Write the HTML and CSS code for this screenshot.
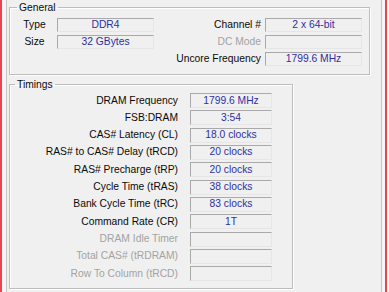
FILE: index.html
```html
<!DOCTYPE html>
<html lang="en">
<head>
    <meta charset="UTF-8">
    <title>Memory</title>
    <link rel="stylesheet" href="styles.css">
</head>
<body>
    <div class="window">
        <div class="tab-page">
            <fieldset class="group general">
                <legend>General</legend>
                <div class="general-grid">
                    <span class="label centre">Type</span>
                    <span class="field">DDR4</span>
                    <span class="label right">Channel #</span>
                    <span class="field">2 x 64-bit</span>

                    <span class="label centre">Size</span>
                    <span class="field">32 GBytes</span>
                    <span class="label right off">DC Mode</span>
                    <span class="field"></span>

                    <span></span>
                    <span></span>
                    <span class="label right">Uncore Frequency</span>
                    <span class="field">1799.6 MHz</span>
                </div>
            </fieldset>

            <fieldset class="group timings">
                <legend>Timings</legend>
                <div class="timing-grid">
                    <span class="label">DRAM Frequency</span>
                    <span class="field">1799.6 MHz</span>
                    <span class="label">FSB:DRAM</span>
                    <span class="field">3:54</span>
                    <span class="label">CAS# Latency (CL)</span>
                    <span class="field">18.0 clocks</span>
                    <span class="label">RAS# to CAS# Delay (tRCD)</span>
                    <span class="field">20 clocks</span>
                    <span class="label">RAS# Precharge (tRP)</span>
                    <span class="field">20 clocks</span>
                    <span class="label">Cycle Time (tRAS)</span>
                    <span class="field">38 clocks</span>
                    <span class="label">Bank Cycle Time (tRC)</span>
                    <span class="field">83 clocks</span>
                    <span class="label">Command Rate (CR)</span>
                    <span class="field">1T</span>
                    <span class="label off">DRAM Idle Timer</span>
                    <span class="field"></span>
                    <span class="label off">Total CAS# (tRDRAM)</span>
                    <span class="field"></span>
                    <span class="label off">Row To Column (tRCD)</span>
                    <span class="field"></span>
                </div>
            </fieldset>
        </div>
    </div>
</body>
</html>
```

FILE: styles.css
```css
body {
    margin: 0;
    background-color: #f9f9f9;
    font-family: "Liberation Sans", Arial, sans-serif;
    font-size: 10.3px;
    color: #0a0a0a;
}

.window {
    width: 387px;
    height: 292px;
    padding-left: 4px;
    box-sizing: border-box;
    border-left: 2px solid #e94452;
    border-right: 2px solid #e94452;
    background-color: #f5f5f5;
}

.tab-page {
    width: 376px;
    height: 292px;
    box-sizing: border-box;
    padding: 1px 0 0 2px;
    border-left: 1px solid #c6c6c6;
    border-right: 1px solid #c6c6c6;
    background-color: #f0f0f0;
}

/* etched group box */
.group {
    margin: 0;
    padding: 0;
    border: 1px solid #bdbdbd;
    box-shadow: inset 1px 1px 0 #fff, 1px 1px 0 #fff;
    box-sizing: border-box;
}

.group legend {
    margin-left: 5px;
    padding: 0 2px;
    line-height: 13px;
}

.general {
    width: 361px;
    padding: 4px 7px 8px 2px;
}

.timings {
    width: 284px;
    margin-top: 3px;
    padding: 2px 20px 7px 0;
}

.general-grid {
    display: grid;
    grid-template-columns: 45px 97px 111px 97px;
    grid-auto-rows: 14px;
    row-gap: 3px;
    align-items: center;
}

.timing-grid {
    display: grid;
    grid-template-columns: 168px 82px;
    grid-auto-rows: 15px;
    column-gap: 12px;
    row-gap: 2.33px;
    align-items: center;
}

.label {
    line-height: 12px;
    white-space: nowrap;
    text-align: right;
}

.label.centre {
    text-align: center;
}

.label.right {
    padding-right: 4px;
}

.label.off {
    color: #a3a3a3;
}

.field {
    height: 100%;
    box-sizing: border-box;
    border: 1px solid;
    border-color: #a9a9a9 #e6e6e6 #e6e6e6 #a9a9a9;
    display: flex;
    align-items: center;
    justify-content: center;
    color: #2f2fa3;
    line-height: 12px;
}
```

• **What the task requires**: Give back every line exactly as it stands, pictures excluded.

• **Exercise result**:
Write the HTML and CSS code for this screenshot.
FILE: index.html
```html
<!DOCTYPE html>
<html lang="en">
<head>
    <meta charset="UTF-8">
    <title>Memory</title>
    <link rel="stylesheet" href="styles.css">
</head>
<body>
    <div class="window">
        <div class="tab-page">
            <fieldset class="group general">
                <legend>General</legend>
                <div class="general-grid">
                    <span class="label centre">Type</span>
                    <span class="field">DDR4</span>
                    <span class="label right">Channel #</span>
                    <span class="field">2 x 64-bit</span>

                    <span class="label centre">Size</span>
                    <span class="field">32 GBytes</span>
                    <span class="label right off">DC Mode</span>
                    <span class="field"></span>

                    <span></span>
                    <span></span>
                    <span class="label right">Uncore Frequency</span>
                    <span class="field">1799.6 MHz</span>
                </div>
            </fieldset>

            <fieldset class="group timings">
                <legend>Timings</legend>
                <div class="timing-grid">
                    <span class="label">DRAM Frequency</span>
                    <span class="field">1799.6 MHz</span>
                    <span class="label">FSB:DRAM</span>
                    <span class="field">3:54</span>
                    <span class="label">CAS# Latency (CL)</span>
                    <span class="field">18.0 clocks</span>
                    <span class="label">RAS# to CAS# Delay (tRCD)</span>
                    <span class="field">20 clocks</span>
                    <span class="label">RAS# Precharge (tRP)</span>
                    <span class="field">20 clocks</span>
                    <span class="label">Cycle Time (tRAS)</span>
                    <span class="field">38 clocks</span>
                    <span class="label">Bank Cycle Time (tRC)</span>
                    <span class="field">83 clocks</span>
                    <span class="label">Command Rate (CR)</span>
                    <span class="field">1T</span>
                    <span class="label off">DRAM Idle Timer</span>
                    <span class="field"></span>
                    <span class="label off">Total CAS# (tRDRAM)</span>
                    <span class="field"></span>
                    <span class="label off">Row To Column (tRCD)</span>
                    <span class="field"></span>
                </div>
            </fieldset>
        </div>
    </div>
</body>
</html>
```

FILE: styles.css
```css
body {
    margin: 0;
    background-color: #f9f9f9;
    font-family: "Liberation Sans", Arial, sans-serif;
    font-size: 10.3px;
    color: #0a0a0a;
}

.window {
    width: 387px;
    height: 292px;
    padding-left: 4px;
    box-sizing: border-box;
    border-left: 2px solid #e94452;
    border-right: 2px solid #e94452;
    background-color: #f5f5f5;
}

.tab-page {
    width: 376px;
    height: 292px;
    box-sizing: border-box;
    padding: 1px 0 0 2px;
    border-left: 1px solid #c6c6c6;
    border-right: 1px solid #c6c6c6;
    background-color: #f0f0f0;
}

/* etched group box */
.group {
    margin: 0;
    padding: 0;
    border: 1px solid #bdbdbd;
    box-shadow: inset 1px 1px 0 #fff, 1px 1px 0 #fff;
    box-sizing: border-box;
}

.group legend {
    margin-left: 5px;
    padding: 0 2px;
    line-height: 13px;
}

.general {
    width: 361px;
    padding: 4px 7px 8px 2px;
}

.timings {
    width: 284px;
    margin-top: 3px;
    padding: 2px 20px 7px 0;
}

.general-grid {
    display: grid;
    grid-template-columns: 45px 97px 111px 97px;
    grid-auto-rows: 14px;
    row-gap: 3px;
    align-items: center;
}

.timing-grid {
    display: grid;
    grid-template-columns: 168px 82px;
    grid-auto-rows: 15px;
    column-gap: 12px;
    row-gap: 2.33px;
    align-items: center;
}

.label {
    line-height: 12px;
    white-space: nowrap;
    text-align: right;
}

.label.centre {
    text-align: center;
}

.label.right {
    padding-right: 4px;
}

.label.off {
    color: #a3a3a3;
}

.field {
    height: 100%;
    box-sizing: border-box;
    border: 1px solid;
    border-color: #a9a9a9 #e6e6e6 #e6e6e6 #a9a9a9;
    display: flex;
    align-items: center;
    justify-content: center;
    color: #2f2fa3;
    line-height: 12px;
}
```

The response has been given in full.